Morphology Transition in Lipid Vesicles: Interaction of In-Plane Order and Topological Defects

Abstract

The biological membrane can exhibit complex morphologies driven by compositional heterogeneity, however membrane curvature can also be induced by a defect-driven mechanism. We have found that in the tilted gel phase, complex shapes can form spontaneously even in a membrane containing only a single lipid component as a result of membrane defect formation. To explore this phenomenon we have carried out both experimental observations and coarse-grained computer simulations.In our study, fluorescence microscopy on giant uni-lamellar vesicles (GUVs) of 1,2-dipalmitoyl-sn-glycero-3-phosphocholine (DPPC) reveals that vesicles can crumple dramatically when cooled from the untilted Lα liquid-crystalline phase into the Lβ' tilted gel phase.
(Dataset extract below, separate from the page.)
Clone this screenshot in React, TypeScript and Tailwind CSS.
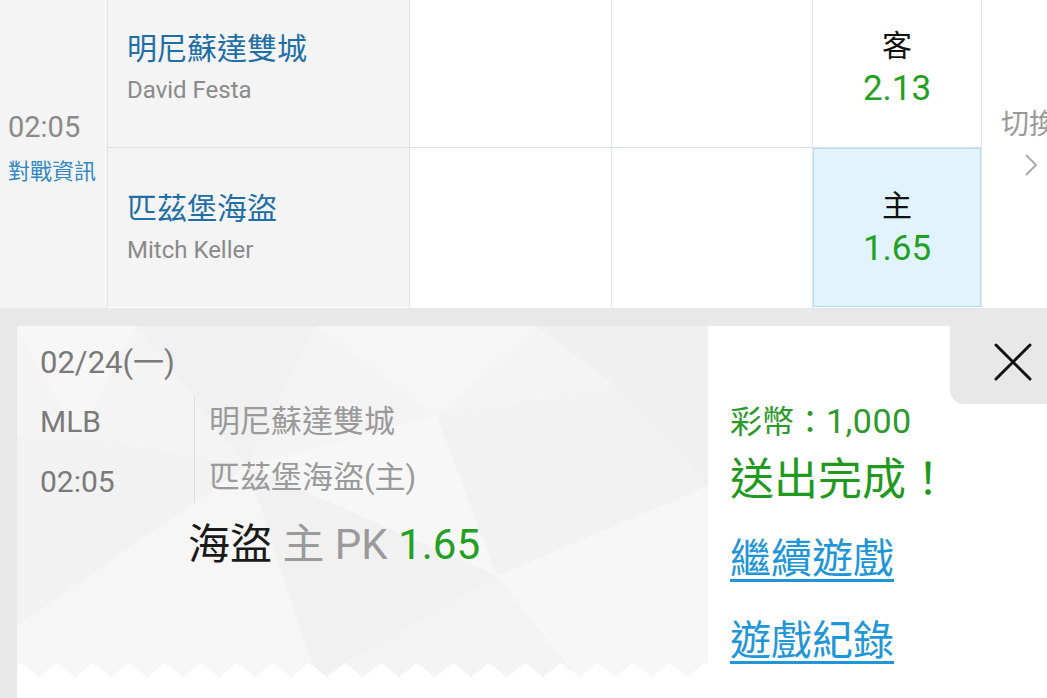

Similar behavior is observed in simulation studies of the system.To explain the phenomenon, we propose that the observed shape evolution is driven by the nucleation of a complex membrane micro-structure that includes topological defects in the tilt orientation. These defects induce non-uniform membrane curvature resulting in a crumpled morphology. Furthermore, we show that competition between curvature change and defect motion can trap vesicles in deeply metastable, defect-rich structures.